There was virtually no street art in Cairo at all before the revolution, before January 25th. Every Egyptian we spoke to talked about not being able to speak about politics in public, without risking your life or severe incarceration.


Reveling In Revolution



Just two months later, though, it was impossible to ignore the extent to which the Egyptians were reveling in their new-found right to express themselves. The first paintings the Woodcocks encountered were five murals, eight feet high and nine feet across, exuberantly proclaiming the success of the popular revolution. The murals deploy familiar words and icons, from "25 January" to a peace symbol to a bloody handprint to Facebook and Twitter, the indispensable vehicles of the revolution.

In their palette, many of the Cairo muralists pay homage to the red, white and black of national banner. The bulging letter forms and graphic style that a number of the muralists employ recall non-commissioned public painting familiar to an American audience.

"Graffiti is of all people, and it always has been," asserts IU fine arts professor and street artist Malcolm Smith, who incorporates the forms and spirit of graffiti into his ceramic vessels. Smith joined Woodcock on a panel organized by IU's Undergraduate Association for Art Historians on the topic of Street Art in the Twenty-First Century. "Graffiti got coded onto Hispanics and African Americans," he explains, "but as soon as it hit New York City, it was done by every demographic group."

A Fungible Vernacular



The infinitely adaptable art form has become a sort of international lingua franca for the oppressed.

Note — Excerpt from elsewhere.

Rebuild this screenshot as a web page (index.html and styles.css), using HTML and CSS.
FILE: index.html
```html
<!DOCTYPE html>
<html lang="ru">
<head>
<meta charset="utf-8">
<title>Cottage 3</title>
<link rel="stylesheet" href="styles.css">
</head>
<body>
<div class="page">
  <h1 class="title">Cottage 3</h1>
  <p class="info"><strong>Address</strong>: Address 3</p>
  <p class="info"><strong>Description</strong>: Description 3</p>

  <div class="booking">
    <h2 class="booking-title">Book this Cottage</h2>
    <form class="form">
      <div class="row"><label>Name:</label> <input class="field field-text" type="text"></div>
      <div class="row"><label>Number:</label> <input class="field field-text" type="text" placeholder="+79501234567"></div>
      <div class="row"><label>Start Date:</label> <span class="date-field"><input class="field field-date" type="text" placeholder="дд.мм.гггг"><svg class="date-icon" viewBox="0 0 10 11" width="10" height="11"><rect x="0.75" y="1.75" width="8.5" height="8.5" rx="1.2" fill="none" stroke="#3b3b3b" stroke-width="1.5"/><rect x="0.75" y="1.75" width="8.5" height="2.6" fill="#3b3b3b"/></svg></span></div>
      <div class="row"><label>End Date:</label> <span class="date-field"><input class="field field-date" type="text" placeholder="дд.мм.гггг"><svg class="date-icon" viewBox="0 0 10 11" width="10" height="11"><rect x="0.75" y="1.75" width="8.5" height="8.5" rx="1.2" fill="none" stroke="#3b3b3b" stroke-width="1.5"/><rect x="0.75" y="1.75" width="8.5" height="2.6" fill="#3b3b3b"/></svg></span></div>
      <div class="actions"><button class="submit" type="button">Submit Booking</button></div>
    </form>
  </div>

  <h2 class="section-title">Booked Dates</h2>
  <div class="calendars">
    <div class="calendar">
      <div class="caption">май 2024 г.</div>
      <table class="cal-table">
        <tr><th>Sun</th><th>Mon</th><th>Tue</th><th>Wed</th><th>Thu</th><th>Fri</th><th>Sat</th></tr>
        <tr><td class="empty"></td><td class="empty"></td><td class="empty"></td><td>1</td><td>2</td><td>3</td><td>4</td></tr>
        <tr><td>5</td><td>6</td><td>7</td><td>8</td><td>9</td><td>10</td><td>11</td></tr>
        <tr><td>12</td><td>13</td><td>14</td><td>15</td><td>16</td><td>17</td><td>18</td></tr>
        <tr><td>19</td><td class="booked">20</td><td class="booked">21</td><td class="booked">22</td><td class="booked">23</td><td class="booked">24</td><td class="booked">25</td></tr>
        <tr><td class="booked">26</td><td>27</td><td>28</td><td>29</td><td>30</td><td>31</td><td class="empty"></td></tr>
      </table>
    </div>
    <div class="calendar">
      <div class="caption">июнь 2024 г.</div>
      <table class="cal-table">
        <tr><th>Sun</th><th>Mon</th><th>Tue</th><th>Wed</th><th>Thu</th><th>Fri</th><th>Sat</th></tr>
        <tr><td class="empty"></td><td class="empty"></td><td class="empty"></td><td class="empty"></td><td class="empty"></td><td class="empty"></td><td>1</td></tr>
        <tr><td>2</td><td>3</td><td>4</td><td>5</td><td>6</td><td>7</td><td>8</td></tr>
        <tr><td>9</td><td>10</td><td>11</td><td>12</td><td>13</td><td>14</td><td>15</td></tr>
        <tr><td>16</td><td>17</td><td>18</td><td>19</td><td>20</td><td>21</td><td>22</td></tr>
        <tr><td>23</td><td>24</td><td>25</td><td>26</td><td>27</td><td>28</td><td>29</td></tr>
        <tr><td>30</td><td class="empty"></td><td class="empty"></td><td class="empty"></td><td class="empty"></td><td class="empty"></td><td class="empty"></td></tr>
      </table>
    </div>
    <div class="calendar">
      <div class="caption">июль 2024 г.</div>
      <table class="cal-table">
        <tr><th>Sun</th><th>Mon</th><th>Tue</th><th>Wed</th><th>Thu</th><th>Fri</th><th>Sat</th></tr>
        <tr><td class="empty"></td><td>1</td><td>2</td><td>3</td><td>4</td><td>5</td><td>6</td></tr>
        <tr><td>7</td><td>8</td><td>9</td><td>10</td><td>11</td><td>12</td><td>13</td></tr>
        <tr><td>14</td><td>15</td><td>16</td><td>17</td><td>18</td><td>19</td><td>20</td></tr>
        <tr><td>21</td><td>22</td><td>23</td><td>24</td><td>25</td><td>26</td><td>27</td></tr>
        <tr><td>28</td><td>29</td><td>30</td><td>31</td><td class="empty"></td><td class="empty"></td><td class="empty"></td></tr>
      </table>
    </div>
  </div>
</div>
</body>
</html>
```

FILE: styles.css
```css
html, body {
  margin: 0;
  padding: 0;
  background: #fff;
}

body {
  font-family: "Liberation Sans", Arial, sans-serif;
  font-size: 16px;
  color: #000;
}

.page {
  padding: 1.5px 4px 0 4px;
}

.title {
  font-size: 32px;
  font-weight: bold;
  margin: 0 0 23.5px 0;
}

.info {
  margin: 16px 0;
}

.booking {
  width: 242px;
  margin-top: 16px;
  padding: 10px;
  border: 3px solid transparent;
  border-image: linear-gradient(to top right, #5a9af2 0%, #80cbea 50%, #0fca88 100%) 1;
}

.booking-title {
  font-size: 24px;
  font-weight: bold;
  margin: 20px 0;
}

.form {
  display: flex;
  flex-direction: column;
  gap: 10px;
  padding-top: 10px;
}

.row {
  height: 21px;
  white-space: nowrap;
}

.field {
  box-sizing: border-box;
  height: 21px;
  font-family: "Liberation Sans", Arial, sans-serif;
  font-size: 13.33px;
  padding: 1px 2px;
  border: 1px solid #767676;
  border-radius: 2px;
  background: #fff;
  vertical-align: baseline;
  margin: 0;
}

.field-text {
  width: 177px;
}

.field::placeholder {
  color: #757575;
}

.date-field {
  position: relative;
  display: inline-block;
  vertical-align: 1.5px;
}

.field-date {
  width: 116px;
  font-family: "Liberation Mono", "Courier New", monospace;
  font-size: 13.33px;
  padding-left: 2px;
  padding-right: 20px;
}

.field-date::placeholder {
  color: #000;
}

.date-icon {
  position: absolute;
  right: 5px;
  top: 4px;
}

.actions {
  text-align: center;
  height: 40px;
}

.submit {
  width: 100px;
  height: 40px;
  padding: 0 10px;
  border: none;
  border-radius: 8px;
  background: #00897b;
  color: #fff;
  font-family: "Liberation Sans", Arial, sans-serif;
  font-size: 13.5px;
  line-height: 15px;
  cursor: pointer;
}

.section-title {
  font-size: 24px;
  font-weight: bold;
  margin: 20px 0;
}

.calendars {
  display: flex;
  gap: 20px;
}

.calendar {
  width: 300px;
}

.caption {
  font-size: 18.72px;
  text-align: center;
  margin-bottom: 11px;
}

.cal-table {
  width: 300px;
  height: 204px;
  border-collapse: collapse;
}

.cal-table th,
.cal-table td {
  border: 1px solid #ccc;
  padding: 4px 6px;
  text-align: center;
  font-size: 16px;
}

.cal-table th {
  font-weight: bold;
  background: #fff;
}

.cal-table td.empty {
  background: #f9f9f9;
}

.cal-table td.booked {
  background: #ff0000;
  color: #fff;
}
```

Panelist Elizabeth Rauh, co-curator of the Iranian poster art show at the IU Art Museum, studied graffiti's European iterations before examining street art in an Islamic context. A doctoral student at the University of Michigan, Rauh first discovered the Iranian artist known as A1one in the public sphere of the Internet.

Having dropped out of the graphic design program at Tehran University, A1one felt, according to Rauh, "as if he had no voice in the Islamic Republic. He couldn't get his work shown in the galleries because it wasn't religious enough, so street art became his outlet." A1one became increasingly political, and prolific in the wake of the disputed Iranian presidential election of 2009.

In Cairo, the work of Ganzeer, or MoFa (a nickname for Mohamed Fahmy), is similarly ubiquitous, as Woodcock discovered. Although Ganzeer's occupation isn't as perilous as it is for Tehran's A1one these days, active artists and bloggers do not enjoy complete freedom, according to Woodcock. "Ganzeer was detained late in May for a day," Woodcock notes.

After-School Special?



At the same time, though, the new Egyptian regime appears to condone the flourishing of public expression, as evidenced by a group of decidedly non-surreptitious street artists Woodcock encountered. Although the student painters worked at night-which is standard protocol-they were being taped for broadcast on television the following day. In Woodcock's photograph, the painters' work surface is being illuminated by the lights from the TV crew.

Although the TV taping could suggest that the once-subversive art form has lost its edge, the sheer abundance and variety of Cairo's street art following the popular uprising bespeak the primacy of self-expression. From the simple Egyptian tri-color that children everywhere were painting on their hands, John observes, "they painted tree-trunks, they painted cars, they painted furniture in public." As Smith puts it,

The language of putting marks on a wall and co-opting public space for communication is the purview of everyone.